Даже не слишком любя Фадеева хотя бы и как сочинителя «Разгрома» (не говорю: как партийно-литературного функционера), страшно и стыдно читать о его унижении, зафиксированном Корнелием Зелинским.
Страдавший жестоким алкоголизмом Фадеев уходит из своего секретарско-барского дачного дома, бродит по лесу, мыкается возле пристанционной забегаловки — пока не оказывается сердобольно подобран одним из тех, чьей мрачной, погромной тенью Л. К. Чуковская пыталась контрастно высветлить в нем хорошее. То есть — Михаилом Бубенновым.

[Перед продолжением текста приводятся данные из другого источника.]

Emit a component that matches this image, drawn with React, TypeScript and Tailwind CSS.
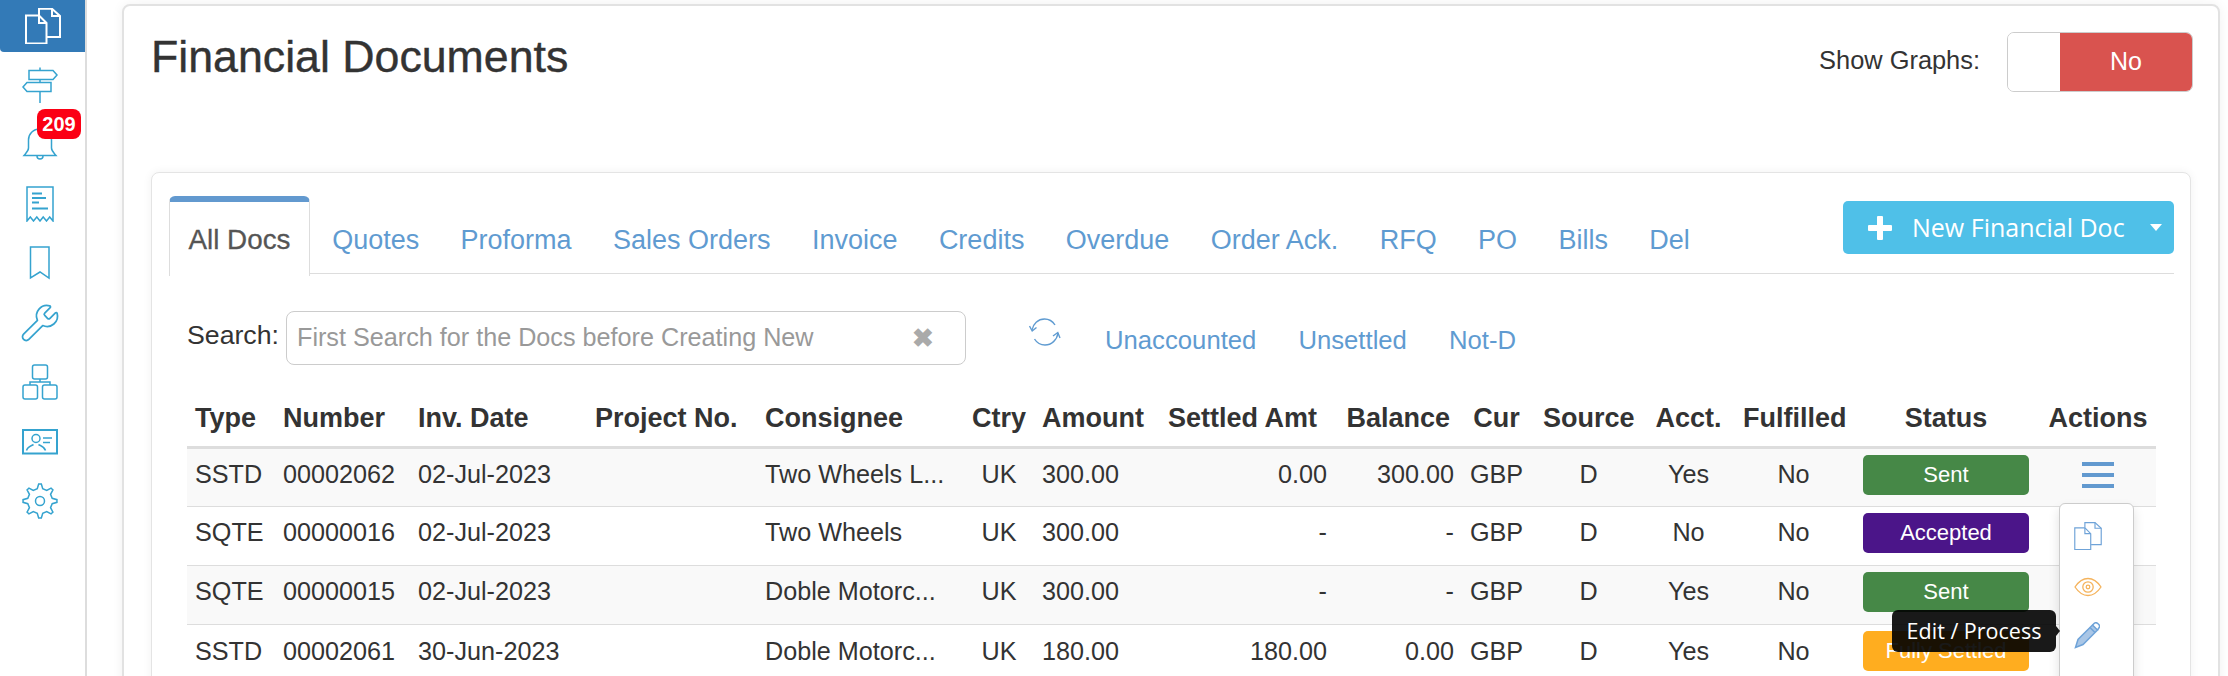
import React from "react";
import { Wrench } from "lucide-react";

const SANS = "font-['Liberation_Sans',Arial,sans-serif]";
const OPEN = "font-['Open_Sans',sans-serif]";

function Copy({ size = 36, sw = 1.6 }: { size?: number; sw?: number }) {
  return (
    <svg width={size} height={size} viewBox="0 0 36 36" fill="none" stroke="currentColor" strokeWidth={sw}>
      <path d="M1 7.5H14L21.5 15V35.5H1Z" />
      <path d="M14 7.5V15H21.5" />
      <path d="M14 7V.8H27L35 8V29H22" />
      <path d="M27 .8V8H35" />
    </svg>
  );
}

const Ic = ({ children }: { children: React.ReactNode }) => (
  <svg width={36} height={36} viewBox="0 0 36 36" fill="none" stroke="currentColor" strokeWidth={1.5}>
    {children}
  </svg>
);

function gearPath() {
  const c = 18;
  const pts: string[] = [];
  const n = 8;
  for (let i = 0; i < n; i++) {
    const a = (i * 2 * Math.PI) / n - Math.PI / 2;
    const step = (2 * Math.PI) / n;
    const add = (r: number, o: number) => {
      pts.push(`${(c + r * Math.cos(a + o)).toFixed(2)} ${(c + r * Math.sin(a + o)).toFixed(2)}`);
    };
    add(17, -step * 0.1);
    add(17, step * 0.1);
    add(12.5, step * 0.28);
    add(12.5, step * 0.72);
  }
  return "M" + pts.join("L") + "Z";
}

type Row = {
  type: string; num: string; date: string; cons: string; amt: string; settled: string; bal: string;
  acct: string; status: string; color: string;
};
const rows: Row[] = [
  { type: "SSTD", num: "00002062", date: "02-Jul-2023", cons: "Two Wheels L...", amt: "300.00", settled: "0.00", bal: "300.00", acct: "Yes", status: "Sent", color: "bg-[#468847]" },
  { type: "SQTE", num: "00000016", date: "02-Jul-2023", cons: "Two Wheels", amt: "300.00", settled: "-", bal: "-", acct: "No", status: "Accepted", color: "bg-[#4b1589]" },
  { type: "SQTE", num: "00000015", date: "02-Jul-2023", cons: "Doble Motorc...", amt: "300.00", settled: "-", bal: "-", acct: "Yes", status: "Sent", color: "bg-[#468847]" },
  { type: "SSTD", num: "00002061", date: "30-Jun-2023", cons: "Doble Motorc...", amt: "180.00", settled: "180.00", bal: "0.00", acct: "Yes", status: "Fully Settled", color: "bg-[#ffad1f]" },
];

const tabs = ["Quotes", "Proforma", "Sales Orders", "Invoice", "Credits", "Overdue", "Order Ack.", "RFQ", "PO", "Bills", "Del"];
const widths = [88, 135, 177, 170, 207, 70, 123, 172, 129, 77, 107, 93, 117, 188, 116];

const thBase = "pl-[8px] font-bold text-[27px] leading-none whitespace-nowrap border-b-[3px] border-[#ddd] h-[59px] pt-[4px]";
const th = `${thBase} pr-[8px]`;
const tdBase = "pl-[8px] pb-[5px] text-[25.2px] leading-none whitespace-nowrap h-[59px] border-t border-[#ddd]";
const td = `${tdBase} pr-[8px]`;

export default function App() {
  return (
    <div className={`${SANS} relative flex h-[676px] w-[2228px] overflow-hidden bg-white text-[#333]`}>
      {/* sidebar */}
      <div className="w-[87px] shrink-0 border-r-2 border-[#ddd] text-[#35a3cf]">
        <div className="flex h-[52px] items-center justify-center rounded-bl-[4px] bg-[#337ab7] text-white">
          <Copy sw={2} />
        </div>
        <div className="flex flex-col items-center pt-[3px] pr-[5px]">
          <div className="flex h-[59.5px] items-center justify-center">
            <Ic>
              <path d="M7 3.5H31L35 8L31 12.5H7Z" />
              <path d="M29 15.5H5L1 20L5 24.5H29Z" />
              <path d="M18 .5V3.5M18 12.5V15.5M18 24.5V36" />
            </Ic>
          </div>
          <div className="flex h-[59.5px] items-center justify-center">
            <Ic>
              <path d="M18 3C11 3 6.5 8 6.5 14V22C6.5 25 4 27 2 29.5H34C32 27 29.5 25 29.5 22V14C29.5 8 25 3 18 3Z" />
              <path d="M15 30a3 3 0 0 0 6 0" />
            </Ic>
          </div>
          <div className="flex h-[59.5px] items-center justify-center">
            <Ic>
              <path d="M5 1H31V35L27.7 31L24.5 35L21.2 31L18 35L14.8 31L11.5 35L8.3 31L5 35Z" />
              <path d="M10 7.5H20M10 12H24M10 16.5H17M10 22.5H26" strokeWidth={2} />
            </Ic>
          </div>
          <div className="flex h-[59.5px] items-center justify-center">
            <Ic>
              <path d="M8.5 2H27V33L18 27L8.5 33Z" />
            </Ic>
          </div>
          <div className="flex h-[59.5px] items-center justify-center">
            <Wrench size={42} strokeWidth={1} />
          </div>
          <div className="flex h-[59.5px] items-center justify-center">
            <Ic>
              <rect x="10.5" y="1" width="15" height="14" rx="2" />
              <rect x="1" y="21" width="14.5" height="14" rx="2" />
              <rect x="20.5" y="21" width="14.5" height="14" rx="2" />
              <path d="M18 15V18M8 21V18H28V21" />
            </Ic>
          </div>
          <div className="flex h-[59.5px] items-center justify-center">
            <Ic>
              <rect x="1" y="6" width="34" height="23.5" strokeWidth={2} />
              <circle cx="14" cy="14.5" r="4" />
              <path d="M4.5 26.5C5.5 22.5 9 22 11.5 20.5M23.5 26.5C22.5 22.5 19 22 16.5 20.5" />
              <path d="M21 14H30M21 18.5H28" />
            </Ic>
          </div>
          <div className="flex h-[59.5px] items-center justify-center">
            <Ic>
              <path d={gearPath()} />
              <circle cx="18" cy="18" r="4.5" />
            </Ic>
          </div>
        </div>
      </div>

      {/* main */}
      <div className="min-w-0 flex-1 pt-[4px] pr-[8px] pl-[35px]">
        <div className="h-[720px] rounded-[8px] border-2 border-[#e2e2e2] bg-white px-[27px] shadow-[0_0_12px_rgba(0,0,0,0.06)]">
          <div className="flex h-[166px] items-start justify-between pt-[27px]">
            <h1 className="text-[44.7px] leading-[48px] font-normal [-webkit-text-stroke:0.4px_#333]">Financial Documents</h1>
            <div className="mt-[-3px] mr-[-2px] flex items-center pt-[2px]">
              <span className="mr-[27px] mb-[2px] text-[25.4px] leading-none">Show Graphs:</span>
              <div className="flex h-[60px] w-[186px] overflow-hidden rounded-[7px] border border-[#ccc]">
                <div className="w-[52px] bg-white" />
                <div className="flex flex-1 items-center justify-center bg-[#d9534f] text-[25px] text-white">No</div>
              </div>
            </div>
          </div>

          <div className="h-[520px] rounded-[8px] border border-[#e4e4e4] bg-white px-[17px] pt-[23px] shadow-[0_0_10px_rgba(0,0,0,0.06)]">
            {/* tabs */}
            <div className="mr-[-1px] flex h-[78px] justify-between border-b border-[#ddd]">
              <div className="flex">
                <div className="mr-[1.5px] h-[80px] rounded-t-[6px] border-x border-t-[6px] border-x-[#ddd] border-t-[#6299cf] bg-white px-[18.5px] pt-[22px] text-[27.8px] leading-[32px] text-[#555] [-webkit-text-stroke:0.3px_#555]">
                  All Docs
                </div>
                {tabs.map((t) => (
                  <div key={t} className="px-[20.7px] pt-[28px] text-[27px] leading-[32px] text-[#5f9bd1]">
                    {t}
                  </div>
                ))}
              </div>
              <div className={`${OPEN} mt-[5px] flex h-[53px] w-[331px] items-center rounded-[5px] bg-[#4fc0e8] pl-[24px] text-[25px] text-white`}>
                <svg width="26" height="26" viewBox="0 0 26 26" fill="#fff" className="mr-[19px]">
                  <path d="M10 2a1 1 0 0 1 1-1h4a1 1 0 0 1 1 1v8h8a1 1 0 0 1 1 1v4a1 1 0 0 1-1 1h-8v8a1 1 0 0 1-1 1h-4a1 1 0 0 1-1-1v-8H2a1 1 0 0 1-1-1v-4a1 1 0 0 1 1-1h8Z" />
                </svg>
                <span className="whitespace-nowrap">New Financial Doc</span>
                <span className="ml-[25px] h-0 w-0 border-x-[6.5px] border-t-[7px] border-x-transparent border-t-white" />
              </div>
            </div>

            {/* search */}
            <div className="mt-[37px] flex h-[53px] items-center pl-[18px]">
              <span className="mb-[4px] w-[99px] text-[26.7px] leading-none">Search:</span>
              <div className="flex h-[54px] w-[680px] items-center justify-between rounded-[8px] border border-[#ccc] pr-[31px] pl-[10px]">
                <span className="text-[25.2px] whitespace-nowrap text-[#999]">First Search for the Docs before Creating New</span>
                <span className="text-[26px] leading-none font-bold text-[#aaa]">✖</span>
              </div>
              <svg width="32" height="30" viewBox="0 0 32 30" fill="none" stroke="#5f9bd1" strokeWidth="1.4" className="mt-[-12px] ml-[63px]">
                <path d="M3 13C4 7 9 2 15.5 2C20 2 23.5 4 26 8" />
                <path d="M29 16C28 23 22.5 28 16 28C11.5 28 8 26 5.5 22" />
                <path d="M.5 9L3.2 14L7.5 10.5M31 21L28.8 15.5L24 19" />
              </svg>
              <div className="mt-[6px] ml-[44px] flex gap-[42px] text-[25.7px] leading-none whitespace-nowrap text-[#5f9bd1]">
                <span>Unaccounted</span>
                <span>Unsettled</span>
                <span>Not-D</span>
              </div>
            </div>

            {/* table */}
            <table className="mt-[24px] ml-[18px] w-[1969px] table-fixed border-collapse">
              <colgroup>
                {widths.map((w, i) => (
                  <col key={i} style={{ width: w }} />
                ))}
              </colgroup>
              <thead>
                <tr>
                  <th className={`${th} text-left`}>Type</th>
                  <th className={`${th} text-left`}>Number</th>
                  <th className={`${th} text-left`}>Inv. Date</th>
                  <th className={`${th} text-left`}>Project No.</th>
                  <th className={`${th} text-left`}>Consignee</th>
                  <th className={`${th} text-center`}>Ctry</th>
                  <th className={`${th} text-left`}>Amount</th>
                  <th className={`${thBase} pr-[12px] text-right`}>Settled Amt</th>
                  <th className={`${th} text-right`}>Balance</th>
                  <th className={`${th} text-center`}>Cur</th>
                  <th className={`${th} text-center`}>Source</th>
                  <th className={`${th} text-center`}>Acct.</th>
                  <th className={`${th} text-center`}>Fulfilled</th>
                  <th className={`${th} text-center`}>Status</th>
                  <th className={`${th} text-center`}>Actions</th>
                </tr>
              </thead>
              <tbody>
                {rows.map((r, i) => (
                  <tr key={i} className={i % 2 === 0 ? "bg-[#f9f9f9]" : "bg-white"}>
                    <td className={td}>{r.type}</td>
                    <td className={td}>{r.num}</td>
                    <td className={td}>{r.date}</td>
                    <td className={td}></td>
                    <td className={td}>{r.cons}</td>
                    <td className={`${td} text-center`}>UK</td>
                    <td className={td}>{r.amt}</td>
                    <td className={`${tdBase} pr-[2px] text-right`}>{r.settled}</td>
                    <td className={`${tdBase} pr-[4px] text-right`}>{r.bal}</td>
                    <td className={`${td} text-center`}>GBP</td>
                    <td className={`${td} text-center`}>D</td>
                    <td className={`${td} text-center`}>{r.acct}</td>
                    <td className={`${td} text-center`}>No</td>
                    <td className={`${td} text-center`}>
                      <div className={`mx-auto flex h-[40px] w-[166px] items-center justify-center rounded-[5px] text-[22px] text-white ${r.color}`}>
                        {r.status}
                      </div>
                    </td>
                    <td className={td}>
                      {i === 0 && (
                        <div className="mx-auto flex h-[26px] w-[32px] flex-col justify-between">
                          <span className="h-[4px] bg-[#6299cf]" />
                          <span className="h-[4px] bg-[#6299cf]" />
                          <span className="h-[4px] bg-[#6299cf]" />
                        </div>
                      )}
                    </td>
                  </tr>
                ))}
              </tbody>
            </table>
          </div>
        </div>
      </div>

      {/* notification badge */}
      <div className="absolute top-[109px] left-[37px] flex h-[30px] w-[44px] items-center justify-center rounded-[8px] bg-[#fb0014] text-[20px] leading-none font-bold text-white">
        209
      </div>

      {/* actions dropdown */}
      <div className="absolute top-[503px] left-[2059px] flex h-[190px] w-[75px] flex-col rounded-[6px] border border-[#ccc] bg-white pl-[14px] shadow-[0_6px_12px_rgba(0,0,0,0.12)]">
        <div className="mt-[18px] text-[#6fa3d8]">
          <Copy size={28} sw={1.5} />
        </div>
        <svg width="28" height="20" viewBox="0 0 28 20" fill="none" stroke="#f5b35c" strokeWidth="1.3" className="mt-[27px]">
          <path d="M1 10C5 4 9 1.5 14 1.5S23 4 27 10C23 16 19 18.5 14 18.5S5 16 1 10Z" />
          <circle cx="14" cy="10" r="5.2" />
          <circle cx="14" cy="10" r="1.8" />
        </svg>
        <svg width="26" height="27" viewBox="0 0 26 27" fill="none" stroke="#6fa3d8" strokeWidth="1.5" className="mt-[25px]">
          <path d="M1.5 25.5L4 17.5L18.5 3L23.5 8L9 22.5Z" fill="#a9c6e6" />
          <path d="M18.5 3L20.5 1.2C21.5.5 22.5.5 23.5 1.3L25 2.8C25.8 3.8 25.8 4.8 25 5.8L23.5 8" />
          <path d="M16 5.5L21 10.5" />
        </svg>
      </div>

      {/* tooltip */}
      <div className={`${OPEN} absolute top-[610px] left-[1892px] flex h-[42px] w-[164px] items-center justify-center rounded-[6px] bg-[rgba(0,0,0,0.9)] text-[21.5px] whitespace-nowrap text-white`}>
        Edit / Process
        <span className="absolute top-[16px] right-[-4px] h-0 w-0 border-y-[5px] border-l-[4px] border-y-transparent border-l-[rgba(0,0,0,0.9)]" />
      </div>
    </div>
  );
}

Тот везет Фадеева на свою дачу, ставит водку, съезжаются бубенновские кореша — как на подбор, два жутчайших подонка, два черносотенца, стихотворцы Сергей Смирнов и Сергей Васильев. И эта братва отводит душу, сладострастно унижая того, кто, что б там ни было, им не чета.
Пьяный, босой, небритый Фадеев, оголодавший настолько, что редиску сует себе в рот вместе с ботвой, вконец теряя достоинство, лебезит перед Васильевым:
«— Сережка, как я перед тобой виноват! Боже мой, как я перед тобой виноват! Я же люблю твои стихи… Я еще во время войны должен был провести тебя на Сталинскую премию.
— Что делать, Саша. Ведь я во время войны не мог от тебя забеременеть.
— Ах, вот как ты бьешь. Ну что ж, бей. Я это заслужил».
Трезвый бьет по ослабевшему от водки — вот уж действительно ниже пояса: речь о родившей от Фадеева Маргарите Алигер. Попробовал бы «Сережка» что-то подобное вякнуть, когда «Саша» был — Александр Александрович. А сейчас:
«…Фадеев… плакал, вытирая слезы грязным носовым платком…
— Симонов однодневка. Это не художник. В конце концов, это карьерист высокого масштаба, хотя я и признаю, что он очень способный человек.
— Так тебе и надо, суке, — говорили Фадееву Бубеннов и Васильев. — Ты сам его породил. Вот теперь и пожинай, что посеял.
— Да, верно. Так мне и надо».
Олеша и Фадеев. Два одиночества, равно безуспешно надеющиеся вырваться из замкнувшегося круга — навязывая себя человеку, которому ты в очевидную тягость, или пластаясь перед теми, кто в иную минуту мерзок и тягостен для тебя.
Два одиночества — того, кого привыкли считать обожаемым центром застолья, и того, чей привычный облик: снисходительно-строгий глава писательского союза, классик, любимец вождя.